DATASET EXTRACT
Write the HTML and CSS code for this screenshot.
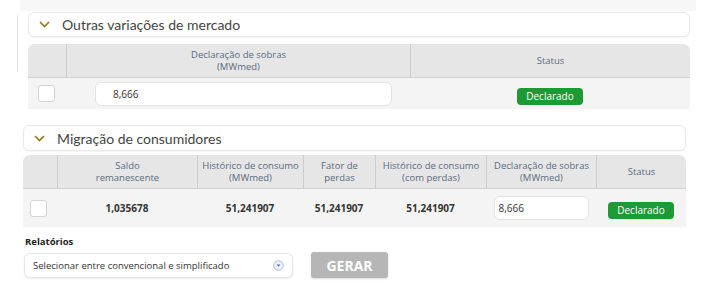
FILE: index.html
```html
<!DOCTYPE html>
<html lang="pt-BR">
<head>
    <meta charset="UTF-8">
    <meta name="viewport" content="width=device-width, initial-scale=1.0">
    <title>Declaração de sobras</title>
    <link rel="stylesheet" href="styles.css">
</head>
<body>
    <div class="top-band"></div>

    <div class="section section-market">
        <div class="section-header">
            <svg class="chevron" width="11" height="7" viewBox="0 0 11 7"><path d="M1 1 L5.5 5.5 L10 1" fill="none" stroke="#8c7a16" stroke-width="1.6"/></svg>
            <span>Outras variações de mercado</span>
        </div>
        <table class="data-table table-market">
            <colgroup>
                <col style="width: 38px">
                <col style="width: 344px">
                <col>
            </colgroup>
            <thead>
                <tr>
                    <th></th>
                    <th>Declaração de sobras<br>(MWmed)</th>
                    <th>Status</th>
                </tr>
            </thead>
            <tbody>
                <tr>
                    <td><span class="checkbox"></span></td>
                    <td class="cell-input"><input class="text-input input-wide" type="text" value="8,666"></td>
                    <td><span class="status-badge">Declarado</span></td>
                </tr>
            </tbody>
        </table>
    </div>

    <div class="section section-migration">
        <div class="section-header">
            <svg class="chevron" width="11" height="7" viewBox="0 0 11 7"><path d="M1 1 L5.5 5.5 L10 1" fill="none" stroke="#8c7a16" stroke-width="1.6"/></svg>
            <span>Migração de consumidores</span>
        </div>
        <table class="data-table table-migration">
            <colgroup>
                <col style="width: 34px">
                <col style="width: 140px">
                <col style="width: 106px">
                <col style="width: 72px">
                <col style="width: 111px">
                <col style="width: 110px">
                <col>
            </colgroup>
            <thead>
                <tr>
                    <th></th>
                    <th>Saldo<br>remanescente</th>
                    <th>Histórico de consumo<br>(MWmed)</th>
                    <th>Fator de<br>perdas</th>
                    <th>Histórico de consumo<br>(com perdas)</th>
                    <th>Declaração de sobras<br>(MWmed)</th>
                    <th>Status</th>
                </tr>
            </thead>
            <tbody>
                <tr>
                    <td><span class="checkbox"></span></td>
                    <td class="num">1,035678</td>
                    <td class="num">51,241907</td>
                    <td class="num">51,241907</td>
                    <td class="num">51,241907</td>
                    <td><input class="text-input input-small" type="text" value="8,666"></td>
                    <td><span class="status-badge">Declarado</span></td>
                </tr>
            </tbody>
        </table>
    </div>

    <div class="reports">
        <div class="reports-label">Relatórios</div>
        <div class="reports-row">
            <div class="select-box">
                <span>Selecionar entre convencional e simplificado</span>
                <svg class="select-icon" width="11" height="11" viewBox="0 0 11 11"><circle cx="5.5" cy="5.5" r="4.8" fill="#eef1fa" stroke="#a9b4d6" stroke-width="0.9"/><path d="M3.6 4.6 L7.4 4.6 L5.5 6.7 Z" fill="#5a6a9a"/></svg>
            </div>
            <button class="generate-button">GERAR</button>
        </div>
    </div>
</body>
</html>
```

FILE: styles.css
```css
body {
    margin: 0;
    font-family: "Open Sans", "Noto Sans", sans-serif;
    background-color: #fff;
    color: #333;
    width: 722px;
    height: 292px;
    overflow: hidden;
}

.top-band {
    margin-left: 20px;
    width: 676px;
    height: 11px;
    background-color: #f7f7f7;
}

.section {
    position: relative;
}

.section-market {
    margin: 1px 0 0 28px;
    width: 662px;
}

.section-market::before {
    content: "";
    position: absolute;
    left: -11px;
    top: 3px;
    width: 1px;
    height: 56px;
    background-color: #e2e2e2;
}

.section-migration {
    margin: 16px 0 0 23px;
    width: 663px;
}

.section-header {
    display: flex;
    align-items: center;
    height: 23px;
    border: 1px solid #e8e8e8;
    border-radius: 6px;
    background-color: #fff;
    box-shadow: 0 1px 1px rgba(0, 0, 0, 0.04);
    font-family: Lato, "Open Sans", sans-serif;
    font-size: 14px;
    color: #444;
}

.section-migration .section-header {
    height: 24px;
}

.chevron {
    margin: 0 12px 0 10px;
}

.data-table {
    width: 100%;
    table-layout: fixed;
    border-collapse: separate;
    border-spacing: 0;
    margin-top: 7px;
}

.section-migration .data-table {
    margin-top: 4px;
}

.data-table th {
    background-color: #e6e6e6;
    color: #5b6a80;
    font-size: 9.5px;
    font-weight: normal;
    line-height: 12px;
    height: 33px;
    padding: 0;
    white-space: nowrap;
    text-align: center;
    border-left: 1px solid #cdcdcd;
    border-bottom: 1px solid #d2d2d2;
}

.data-table th:first-child {
    border-left: none;
    border-top-left-radius: 7px;
}

.data-table th:last-child {
    border-top-right-radius: 7px;
}

.data-table td {
    background-color: #f4f4f4;
    text-align: center;
    padding: 0;
}

.table-market td {
    height: 31px;
}

.table-migration td {
    height: 38px;
}

.checkbox {
    display: block;
    width: 15px;
    height: 15px;
    margin-left: 10px;
    background-color: #fff;
    border: 1px solid #d4d4d4;
    border-radius: 3px;
}

.table-migration .checkbox {
    margin-left: 7px;
}

.cell-input {
    text-align: left;
}

.text-input {
    box-sizing: border-box;
    height: 24px;
    border: 1px solid #e3e3e3;
    border-radius: 6px;
    background-color: #fff;
    font-family: "Open Sans", "Noto Sans", sans-serif;
    font-size: 10px;
    color: #333;
    padding: 0 0 0 17px;
    outline: none;
}

.input-wide {
    width: 297px;
    margin-left: 11px;
}

.input-small {
    width: 95px;
    padding-left: 4px;
    vertical-align: middle;
}

.status-badge {
    display: inline-block;
    background-color: #1e9a35;
    color: #fff;
    font-size: 10px;
    line-height: 17px;
    padding: 0 8px;
    border-radius: 4px;
    width: 50px;
}

.num {
    font-size: 10px;
    font-weight: bold;
    color: #333;
}

.reports {
    margin: 8px 0 0 25px;
}

.reports-label {
    font-size: 9.5px;
    font-weight: bold;
    color: #222;
}

.reports-row {
    display: flex;
    align-items: center;
    gap: 18px;
    margin-top: 4px;
    margin-left: -1px;
}

.select-box {
    box-sizing: border-box;
    display: flex;
    align-items: center;
    justify-content: space-between;
    width: 269px;
    height: 25px;
    padding: 0 8px 0 8px;
    border: 1px solid #e5e5e5;
    border-radius: 6px;
    background-color: #fff;
    box-shadow: 0 1px 2px rgba(0, 0, 0, 0.08);
    font-size: 9.5px;
    color: #333;
}

.generate-button {
    width: 77px;
    height: 26px;
    border: none;
    border-radius: 3px;
    background-color: #b6b6b6;
    color: #fff;
    font-family: "Open Sans", "Noto Sans", sans-serif;
    font-size: 14px;
    font-weight: bold;
    box-shadow: 0 1px 2px rgba(0, 0, 0, 0.15);
}
```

GOAL
Pictures are excluded; output everything else in the data verbatim.

FINAL RESULT
Write the HTML and CSS code for this screenshot.
FILE: index.html
```html
<!DOCTYPE html>
<html lang="pt-BR">
<head>
    <meta charset="UTF-8">
    <meta name="viewport" content="width=device-width, initial-scale=1.0">
    <title>Declaração de sobras</title>
    <link rel="stylesheet" href="styles.css">
</head>
<body>
    <div class="top-band"></div>

    <div class="section section-market">
        <div class="section-header">
            <svg class="chevron" width="11" height="7" viewBox="0 0 11 7"><path d="M1 1 L5.5 5.5 L10 1" fill="none" stroke="#8c7a16" stroke-width="1.6"/></svg>
            <span>Outras variações de mercado</span>
        </div>
        <table class="data-table table-market">
            <colgroup>
                <col style="width: 38px">
                <col style="width: 344px">
                <col>
            </colgroup>
            <thead>
                <tr>
                    <th></th>
                    <th>Declaração de sobras<br>(MWmed)</th>
                    <th>Status</th>
                </tr>
            </thead>
            <tbody>
                <tr>
                    <td><span class="checkbox"></span></td>
                    <td class="cell-input"><input class="text-input input-wide" type="text" value="8,666"></td>
                    <td><span class="status-badge">Declarado</span></td>
                </tr>
            </tbody>
        </table>
    </div>

    <div class="section section-migration">
        <div class="section-header">
            <svg class="chevron" width="11" height="7" viewBox="0 0 11 7"><path d="M1 1 L5.5 5.5 L10 1" fill="none" stroke="#8c7a16" stroke-width="1.6"/></svg>
            <span>Migração de consumidores</span>
        </div>
        <table class="data-table table-migration">
            <colgroup>
                <col style="width: 34px">
                <col style="width: 140px">
                <col style="width: 106px">
                <col style="width: 72px">
                <col style="width: 111px">
                <col style="width: 110px">
                <col>
            </colgroup>
            <thead>
                <tr>
                    <th></th>
                    <th>Saldo<br>remanescente</th>
                    <th>Histórico de consumo<br>(MWmed)</th>
                    <th>Fator de<br>perdas</th>
                    <th>Histórico de consumo<br>(com perdas)</th>
                    <th>Declaração de sobras<br>(MWmed)</th>
                    <th>Status</th>
                </tr>
            </thead>
            <tbody>
                <tr>
                    <td><span class="checkbox"></span></td>
                    <td class="num">1,035678</td>
                    <td class="num">51,241907</td>
                    <td class="num">51,241907</td>
                    <td class="num">51,241907</td>
                    <td><input class="text-input input-small" type="text" value="8,666"></td>
                    <td><span class="status-badge">Declarado</span></td>
                </tr>
            </tbody>
        </table>
    </div>

    <div class="reports">
        <div class="reports-label">Relatórios</div>
        <div class="reports-row">
            <div class="select-box">
                <span>Selecionar entre convencional e simplificado</span>
                <svg class="select-icon" width="11" height="11" viewBox="0 0 11 11"><circle cx="5.5" cy="5.5" r="4.8" fill="#eef1fa" stroke="#a9b4d6" stroke-width="0.9"/><path d="M3.6 4.6 L7.4 4.6 L5.5 6.7 Z" fill="#5a6a9a"/></svg>
            </div>
            <button class="generate-button">GERAR</button>
        </div>
    </div>
</body>
</html>
```

FILE: styles.css
```css
body {
    margin: 0;
    font-family: "Open Sans", "Noto Sans", sans-serif;
    background-color: #fff;
    color: #333;
    width: 722px;
    height: 292px;
    overflow: hidden;
}

.top-band {
    margin-left: 20px;
    width: 676px;
    height: 11px;
    background-color: #f7f7f7;
}

.section {
    position: relative;
}

.section-market {
    margin: 1px 0 0 28px;
    width: 662px;
}

.section-market::before {
    content: "";
    position: absolute;
    left: -11px;
    top: 3px;
    width: 1px;
    height: 56px;
    background-color: #e2e2e2;
}

.section-migration {
    margin: 16px 0 0 23px;
    width: 663px;
}

.section-header {
    display: flex;
    align-items: center;
    height: 23px;
    border: 1px solid #e8e8e8;
    border-radius: 6px;
    background-color: #fff;
    box-shadow: 0 1px 1px rgba(0, 0, 0, 0.04);
    font-family: Lato, "Open Sans", sans-serif;
    font-size: 14px;
    color: #444;
}

.section-migration .section-header {
    height: 24px;
}

.chevron {
    margin: 0 12px 0 10px;
}

.data-table {
    width: 100%;
    table-layout: fixed;
    border-collapse: separate;
    border-spacing: 0;
    margin-top: 7px;
}

.section-migration .data-table {
    margin-top: 4px;
}

.data-table th {
    background-color: #e6e6e6;
    color: #5b6a80;
    font-size: 9.5px;
    font-weight: normal;
    line-height: 12px;
    height: 33px;
    padding: 0;
    white-space: nowrap;
    text-align: center;
    border-left: 1px solid #cdcdcd;
    border-bottom: 1px solid #d2d2d2;
}

.data-table th:first-child {
    border-left: none;
    border-top-left-radius: 7px;
}

.data-table th:last-child {
    border-top-right-radius: 7px;
}

.data-table td {
    background-color: #f4f4f4;
    text-align: center;
    padding: 0;
}

.table-market td {
    height: 31px;
}

.table-migration td {
    height: 38px;
}

.checkbox {
    display: block;
    width: 15px;
    height: 15px;
    margin-left: 10px;
    background-color: #fff;
    border: 1px solid #d4d4d4;
    border-radius: 3px;
}

.table-migration .checkbox {
    margin-left: 7px;
}

.cell-input {
    text-align: left;
}

.text-input {
    box-sizing: border-box;
    height: 24px;
    border: 1px solid #e3e3e3;
    border-radius: 6px;
    background-color: #fff;
    font-family: "Open Sans", "Noto Sans", sans-serif;
    font-size: 10px;
    color: #333;
    padding: 0 0 0 17px;
    outline: none;
}

.input-wide {
    width: 297px;
    margin-left: 11px;
}

.input-small {
    width: 95px;
    padding-left: 4px;
    vertical-align: middle;
}

.status-badge {
    display: inline-block;
    background-color: #1e9a35;
    color: #fff;
    font-size: 10px;
    line-height: 17px;
    padding: 0 8px;
    border-radius: 4px;
    width: 50px;
}

.num {
    font-size: 10px;
    font-weight: bold;
    color: #333;
}

.reports {
    margin: 8px 0 0 25px;
}

.reports-label {
    font-size: 9.5px;
    font-weight: bold;
    color: #222;
}

.reports-row {
    display: flex;
    align-items: center;
    gap: 18px;
    margin-top: 4px;
    margin-left: -1px;
}

.select-box {
    box-sizing: border-box;
    display: flex;
    align-items: center;
    justify-content: space-between;
    width: 269px;
    height: 25px;
    padding: 0 8px 0 8px;
    border: 1px solid #e5e5e5;
    border-radius: 6px;
    background-color: #fff;
    box-shadow: 0 1px 2px rgba(0, 0, 0, 0.08);
    font-size: 9.5px;
    color: #333;
}

.generate-button {
    width: 77px;
    height: 26px;
    border: none;
    border-radius: 3px;
    background-color: #b6b6b6;
    color: #fff;
    font-family: "Open Sans", "Noto Sans", sans-serif;
    font-size: 14px;
    font-weight: bold;
    box-shadow: 0 1px 2px rgba(0, 0, 0, 0.15);
}
```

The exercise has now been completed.